• _Exercise input_:
···

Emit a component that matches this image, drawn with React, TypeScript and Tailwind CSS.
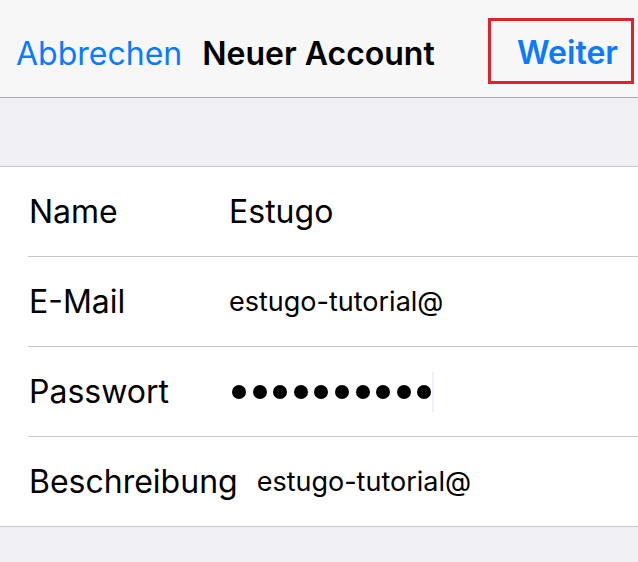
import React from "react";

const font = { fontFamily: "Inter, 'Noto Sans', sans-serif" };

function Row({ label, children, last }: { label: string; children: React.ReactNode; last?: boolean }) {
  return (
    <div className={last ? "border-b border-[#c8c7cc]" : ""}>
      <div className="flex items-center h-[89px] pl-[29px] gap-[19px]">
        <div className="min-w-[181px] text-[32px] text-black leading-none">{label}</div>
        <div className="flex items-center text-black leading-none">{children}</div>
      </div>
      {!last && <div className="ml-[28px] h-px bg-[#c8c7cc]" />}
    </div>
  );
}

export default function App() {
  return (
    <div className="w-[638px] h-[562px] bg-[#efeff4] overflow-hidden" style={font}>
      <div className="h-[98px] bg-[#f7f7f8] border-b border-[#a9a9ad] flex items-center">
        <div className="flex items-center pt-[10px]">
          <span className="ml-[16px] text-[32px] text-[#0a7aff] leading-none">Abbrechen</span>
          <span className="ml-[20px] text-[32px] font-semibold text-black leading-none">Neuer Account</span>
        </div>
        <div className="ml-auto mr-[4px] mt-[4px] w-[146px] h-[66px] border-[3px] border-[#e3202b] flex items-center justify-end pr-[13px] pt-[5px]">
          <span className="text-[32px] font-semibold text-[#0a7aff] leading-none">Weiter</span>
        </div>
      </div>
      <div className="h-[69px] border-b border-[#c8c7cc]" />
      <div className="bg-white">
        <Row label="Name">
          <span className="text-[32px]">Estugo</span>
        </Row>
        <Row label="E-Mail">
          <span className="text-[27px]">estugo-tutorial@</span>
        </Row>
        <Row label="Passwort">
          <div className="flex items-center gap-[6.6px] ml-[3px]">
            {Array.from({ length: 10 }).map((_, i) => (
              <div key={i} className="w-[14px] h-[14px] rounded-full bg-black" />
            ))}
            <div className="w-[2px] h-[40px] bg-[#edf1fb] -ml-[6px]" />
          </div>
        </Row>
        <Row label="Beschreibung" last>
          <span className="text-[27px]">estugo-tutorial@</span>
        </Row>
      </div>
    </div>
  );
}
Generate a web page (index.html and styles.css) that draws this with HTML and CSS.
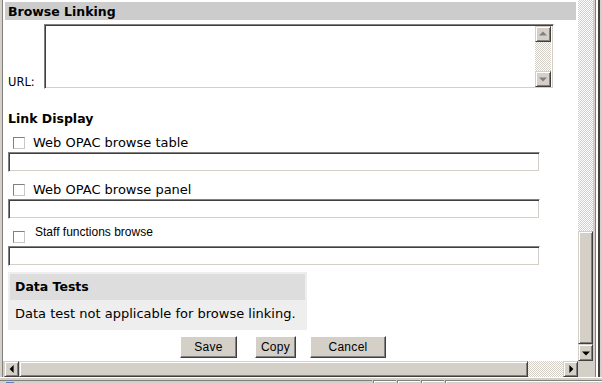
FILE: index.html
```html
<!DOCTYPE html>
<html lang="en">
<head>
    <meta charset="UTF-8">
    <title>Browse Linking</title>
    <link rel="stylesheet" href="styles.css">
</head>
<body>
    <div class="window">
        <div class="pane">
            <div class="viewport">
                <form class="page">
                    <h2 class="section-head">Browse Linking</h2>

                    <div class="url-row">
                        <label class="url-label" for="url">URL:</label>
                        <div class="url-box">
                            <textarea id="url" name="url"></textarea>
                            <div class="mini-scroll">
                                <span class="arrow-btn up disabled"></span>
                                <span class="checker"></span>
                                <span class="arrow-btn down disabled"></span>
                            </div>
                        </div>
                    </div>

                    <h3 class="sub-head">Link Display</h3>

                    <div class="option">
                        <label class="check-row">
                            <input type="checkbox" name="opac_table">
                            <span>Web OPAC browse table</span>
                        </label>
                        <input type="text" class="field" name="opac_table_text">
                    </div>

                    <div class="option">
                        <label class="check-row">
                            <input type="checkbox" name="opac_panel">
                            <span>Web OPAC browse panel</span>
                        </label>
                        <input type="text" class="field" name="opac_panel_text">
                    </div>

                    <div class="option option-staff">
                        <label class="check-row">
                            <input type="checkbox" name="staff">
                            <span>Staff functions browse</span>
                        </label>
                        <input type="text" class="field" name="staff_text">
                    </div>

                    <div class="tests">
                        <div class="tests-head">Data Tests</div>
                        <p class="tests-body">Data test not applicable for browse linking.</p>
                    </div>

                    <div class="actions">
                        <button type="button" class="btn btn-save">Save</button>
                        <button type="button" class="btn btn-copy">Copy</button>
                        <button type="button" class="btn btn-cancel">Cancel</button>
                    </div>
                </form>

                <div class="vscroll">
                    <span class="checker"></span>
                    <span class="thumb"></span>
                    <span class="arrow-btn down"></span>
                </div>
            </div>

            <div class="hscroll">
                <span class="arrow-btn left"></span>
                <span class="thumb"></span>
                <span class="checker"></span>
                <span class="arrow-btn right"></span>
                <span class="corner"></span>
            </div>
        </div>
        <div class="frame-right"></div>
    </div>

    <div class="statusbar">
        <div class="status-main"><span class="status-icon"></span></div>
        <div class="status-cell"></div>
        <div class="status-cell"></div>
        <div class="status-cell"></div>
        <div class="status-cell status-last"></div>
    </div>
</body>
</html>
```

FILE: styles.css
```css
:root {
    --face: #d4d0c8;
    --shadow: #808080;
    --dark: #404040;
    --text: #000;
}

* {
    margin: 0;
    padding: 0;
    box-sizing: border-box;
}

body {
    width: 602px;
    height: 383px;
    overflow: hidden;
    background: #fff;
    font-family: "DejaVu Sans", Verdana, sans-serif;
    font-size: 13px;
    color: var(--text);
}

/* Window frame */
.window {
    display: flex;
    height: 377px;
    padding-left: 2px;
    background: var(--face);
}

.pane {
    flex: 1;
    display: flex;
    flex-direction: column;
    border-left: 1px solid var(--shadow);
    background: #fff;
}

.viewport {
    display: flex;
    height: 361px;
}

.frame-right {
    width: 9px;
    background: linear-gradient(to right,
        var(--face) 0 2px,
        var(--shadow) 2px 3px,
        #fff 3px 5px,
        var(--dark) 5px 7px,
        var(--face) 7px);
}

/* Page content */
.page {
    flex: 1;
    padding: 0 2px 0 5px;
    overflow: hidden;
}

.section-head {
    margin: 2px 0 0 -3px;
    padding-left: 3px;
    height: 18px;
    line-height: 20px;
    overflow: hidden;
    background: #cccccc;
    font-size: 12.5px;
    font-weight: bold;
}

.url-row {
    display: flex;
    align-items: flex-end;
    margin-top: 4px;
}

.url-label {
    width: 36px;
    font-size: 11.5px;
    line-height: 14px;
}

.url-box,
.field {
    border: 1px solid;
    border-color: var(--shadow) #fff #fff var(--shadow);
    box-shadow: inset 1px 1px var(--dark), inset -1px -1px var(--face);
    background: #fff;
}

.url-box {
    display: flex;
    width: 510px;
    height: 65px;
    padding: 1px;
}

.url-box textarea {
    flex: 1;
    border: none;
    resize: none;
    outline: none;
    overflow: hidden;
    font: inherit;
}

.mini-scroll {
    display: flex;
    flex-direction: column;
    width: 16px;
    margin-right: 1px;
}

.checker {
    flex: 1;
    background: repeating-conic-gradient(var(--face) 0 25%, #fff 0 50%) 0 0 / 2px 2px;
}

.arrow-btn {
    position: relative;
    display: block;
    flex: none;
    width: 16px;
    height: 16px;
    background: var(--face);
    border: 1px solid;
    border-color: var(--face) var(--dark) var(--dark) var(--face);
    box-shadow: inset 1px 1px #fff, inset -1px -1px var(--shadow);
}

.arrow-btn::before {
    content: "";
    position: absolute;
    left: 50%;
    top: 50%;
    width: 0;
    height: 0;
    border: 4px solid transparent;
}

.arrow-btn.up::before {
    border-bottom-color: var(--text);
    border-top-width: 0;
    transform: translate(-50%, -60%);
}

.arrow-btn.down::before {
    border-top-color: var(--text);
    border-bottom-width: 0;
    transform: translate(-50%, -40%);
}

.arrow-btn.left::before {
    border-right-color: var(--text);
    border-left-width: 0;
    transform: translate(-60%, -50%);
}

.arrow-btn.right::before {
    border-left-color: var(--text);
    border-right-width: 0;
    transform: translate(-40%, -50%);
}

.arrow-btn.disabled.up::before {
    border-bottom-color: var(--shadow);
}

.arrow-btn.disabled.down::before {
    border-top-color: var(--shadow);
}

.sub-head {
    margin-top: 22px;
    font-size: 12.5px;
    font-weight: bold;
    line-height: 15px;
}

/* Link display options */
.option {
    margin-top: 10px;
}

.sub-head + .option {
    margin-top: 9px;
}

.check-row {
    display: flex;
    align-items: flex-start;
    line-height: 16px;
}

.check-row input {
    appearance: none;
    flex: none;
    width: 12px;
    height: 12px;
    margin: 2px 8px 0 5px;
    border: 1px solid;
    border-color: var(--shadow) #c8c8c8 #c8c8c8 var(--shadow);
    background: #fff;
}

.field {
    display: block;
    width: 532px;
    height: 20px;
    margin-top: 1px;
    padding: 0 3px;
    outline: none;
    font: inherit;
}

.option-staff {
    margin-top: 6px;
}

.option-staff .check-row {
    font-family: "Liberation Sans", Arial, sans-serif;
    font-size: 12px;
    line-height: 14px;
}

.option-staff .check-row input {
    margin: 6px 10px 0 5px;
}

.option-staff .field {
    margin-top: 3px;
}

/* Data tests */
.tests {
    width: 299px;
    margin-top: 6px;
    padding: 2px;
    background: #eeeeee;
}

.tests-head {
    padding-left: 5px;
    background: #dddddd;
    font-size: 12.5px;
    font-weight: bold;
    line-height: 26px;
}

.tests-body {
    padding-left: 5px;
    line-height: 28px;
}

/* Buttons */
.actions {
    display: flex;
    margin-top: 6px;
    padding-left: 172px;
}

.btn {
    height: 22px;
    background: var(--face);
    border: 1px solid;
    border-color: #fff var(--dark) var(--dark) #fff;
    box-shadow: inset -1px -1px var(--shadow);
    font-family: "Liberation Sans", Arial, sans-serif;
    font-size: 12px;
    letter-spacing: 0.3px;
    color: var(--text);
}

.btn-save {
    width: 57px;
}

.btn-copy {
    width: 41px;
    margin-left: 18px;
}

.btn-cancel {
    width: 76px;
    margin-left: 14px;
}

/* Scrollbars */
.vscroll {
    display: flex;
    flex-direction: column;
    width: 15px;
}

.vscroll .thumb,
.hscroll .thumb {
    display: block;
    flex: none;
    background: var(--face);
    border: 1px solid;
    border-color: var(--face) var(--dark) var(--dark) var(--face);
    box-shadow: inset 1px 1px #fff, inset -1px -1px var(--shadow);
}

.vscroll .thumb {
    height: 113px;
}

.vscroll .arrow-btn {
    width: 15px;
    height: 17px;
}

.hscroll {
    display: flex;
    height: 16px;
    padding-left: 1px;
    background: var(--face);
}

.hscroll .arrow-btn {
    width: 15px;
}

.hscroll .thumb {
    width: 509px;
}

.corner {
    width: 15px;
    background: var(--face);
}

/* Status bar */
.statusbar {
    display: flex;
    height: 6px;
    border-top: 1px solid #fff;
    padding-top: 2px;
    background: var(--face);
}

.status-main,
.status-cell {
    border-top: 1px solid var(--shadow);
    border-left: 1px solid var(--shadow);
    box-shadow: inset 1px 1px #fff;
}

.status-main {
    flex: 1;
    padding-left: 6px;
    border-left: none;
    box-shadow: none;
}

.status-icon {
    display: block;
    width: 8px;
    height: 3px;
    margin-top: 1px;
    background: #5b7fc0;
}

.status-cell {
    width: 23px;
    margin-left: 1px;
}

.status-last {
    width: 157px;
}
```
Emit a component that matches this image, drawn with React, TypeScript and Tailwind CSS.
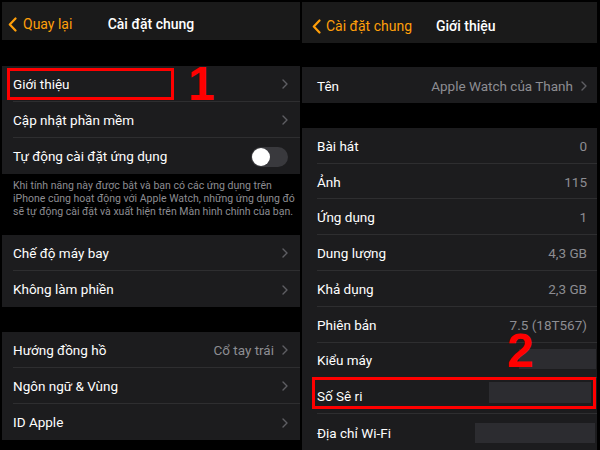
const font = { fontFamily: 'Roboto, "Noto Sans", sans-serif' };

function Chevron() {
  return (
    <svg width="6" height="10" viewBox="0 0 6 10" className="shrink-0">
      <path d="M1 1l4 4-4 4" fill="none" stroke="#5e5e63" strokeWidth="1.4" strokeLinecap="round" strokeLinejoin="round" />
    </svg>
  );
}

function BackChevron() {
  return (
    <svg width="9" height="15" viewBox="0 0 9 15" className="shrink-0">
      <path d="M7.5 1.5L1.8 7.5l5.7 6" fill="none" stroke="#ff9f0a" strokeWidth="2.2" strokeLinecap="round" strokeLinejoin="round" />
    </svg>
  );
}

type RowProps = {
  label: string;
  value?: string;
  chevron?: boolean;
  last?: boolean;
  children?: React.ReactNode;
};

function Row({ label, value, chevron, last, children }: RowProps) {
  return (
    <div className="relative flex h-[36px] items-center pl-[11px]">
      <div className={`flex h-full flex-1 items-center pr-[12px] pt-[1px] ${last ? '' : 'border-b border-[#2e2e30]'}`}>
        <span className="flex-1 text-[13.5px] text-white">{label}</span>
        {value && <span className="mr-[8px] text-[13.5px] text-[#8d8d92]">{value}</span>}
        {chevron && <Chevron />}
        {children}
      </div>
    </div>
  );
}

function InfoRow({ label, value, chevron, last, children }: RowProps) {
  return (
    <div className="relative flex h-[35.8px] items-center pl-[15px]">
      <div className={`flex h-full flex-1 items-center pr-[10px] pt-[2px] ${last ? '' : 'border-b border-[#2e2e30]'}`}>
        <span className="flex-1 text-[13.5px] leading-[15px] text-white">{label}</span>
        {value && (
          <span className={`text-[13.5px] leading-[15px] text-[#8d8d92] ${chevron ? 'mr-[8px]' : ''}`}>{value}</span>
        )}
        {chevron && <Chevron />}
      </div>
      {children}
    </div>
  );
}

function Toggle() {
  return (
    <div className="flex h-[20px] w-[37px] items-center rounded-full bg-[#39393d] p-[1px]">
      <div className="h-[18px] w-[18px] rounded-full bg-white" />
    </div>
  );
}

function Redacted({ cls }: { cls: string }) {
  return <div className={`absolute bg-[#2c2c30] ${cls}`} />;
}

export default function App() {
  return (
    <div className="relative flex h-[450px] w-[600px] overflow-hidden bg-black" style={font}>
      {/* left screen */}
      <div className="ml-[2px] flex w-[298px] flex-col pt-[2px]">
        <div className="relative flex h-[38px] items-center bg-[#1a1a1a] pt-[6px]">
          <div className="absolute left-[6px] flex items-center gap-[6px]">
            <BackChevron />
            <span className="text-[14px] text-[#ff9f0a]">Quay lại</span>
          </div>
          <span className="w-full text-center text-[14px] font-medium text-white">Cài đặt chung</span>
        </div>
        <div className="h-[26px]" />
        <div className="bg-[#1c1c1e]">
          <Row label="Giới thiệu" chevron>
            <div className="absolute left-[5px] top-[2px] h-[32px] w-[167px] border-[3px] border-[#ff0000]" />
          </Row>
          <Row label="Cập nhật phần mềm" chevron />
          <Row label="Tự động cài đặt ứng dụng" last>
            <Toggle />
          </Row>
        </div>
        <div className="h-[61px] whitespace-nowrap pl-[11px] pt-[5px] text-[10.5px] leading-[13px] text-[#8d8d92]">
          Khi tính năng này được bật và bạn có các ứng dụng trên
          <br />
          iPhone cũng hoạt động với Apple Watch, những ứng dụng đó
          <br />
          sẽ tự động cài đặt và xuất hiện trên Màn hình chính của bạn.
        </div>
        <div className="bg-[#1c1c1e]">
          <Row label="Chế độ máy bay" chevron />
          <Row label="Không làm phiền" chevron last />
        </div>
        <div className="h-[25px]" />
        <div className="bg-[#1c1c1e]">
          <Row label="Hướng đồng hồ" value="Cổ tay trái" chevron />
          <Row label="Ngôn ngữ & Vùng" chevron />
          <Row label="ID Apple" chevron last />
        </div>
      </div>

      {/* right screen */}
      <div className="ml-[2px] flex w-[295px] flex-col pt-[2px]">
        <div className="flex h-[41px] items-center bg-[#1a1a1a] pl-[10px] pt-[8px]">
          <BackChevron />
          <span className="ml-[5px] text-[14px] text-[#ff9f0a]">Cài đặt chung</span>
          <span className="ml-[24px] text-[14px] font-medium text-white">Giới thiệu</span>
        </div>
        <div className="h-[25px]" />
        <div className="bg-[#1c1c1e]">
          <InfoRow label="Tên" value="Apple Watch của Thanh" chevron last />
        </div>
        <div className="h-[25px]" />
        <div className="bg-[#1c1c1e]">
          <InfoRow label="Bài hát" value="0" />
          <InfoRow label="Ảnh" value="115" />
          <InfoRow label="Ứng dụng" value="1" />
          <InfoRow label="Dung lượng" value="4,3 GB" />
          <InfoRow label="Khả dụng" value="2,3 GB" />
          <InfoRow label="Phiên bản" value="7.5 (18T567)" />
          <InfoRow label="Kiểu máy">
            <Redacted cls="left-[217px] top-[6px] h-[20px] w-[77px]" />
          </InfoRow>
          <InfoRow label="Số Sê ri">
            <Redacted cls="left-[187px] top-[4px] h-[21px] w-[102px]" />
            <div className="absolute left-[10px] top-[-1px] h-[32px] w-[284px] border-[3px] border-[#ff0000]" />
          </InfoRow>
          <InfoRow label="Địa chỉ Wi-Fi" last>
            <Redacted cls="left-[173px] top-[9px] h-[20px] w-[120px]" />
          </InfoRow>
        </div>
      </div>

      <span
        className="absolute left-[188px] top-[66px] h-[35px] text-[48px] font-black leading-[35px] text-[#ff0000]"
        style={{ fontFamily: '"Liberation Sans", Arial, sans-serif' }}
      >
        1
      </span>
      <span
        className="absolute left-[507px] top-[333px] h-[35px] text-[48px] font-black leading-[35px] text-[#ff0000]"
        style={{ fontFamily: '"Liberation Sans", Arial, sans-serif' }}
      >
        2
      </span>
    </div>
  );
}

···

• _What this task involves_:
Copy out each line of the listing that holds "React".

• _Right answer_:
Emit a component that matches this image, drawn with React, TypeScript and Tailwind CSS.
import React from "react";
function Row({ label, children, last }: { label: string; children: React.ReactNode; last?: boolean }) {
Emit a component that matches this image, drawn with React, TypeScript and Tailwind CSS.
  children?: React.ReactNode;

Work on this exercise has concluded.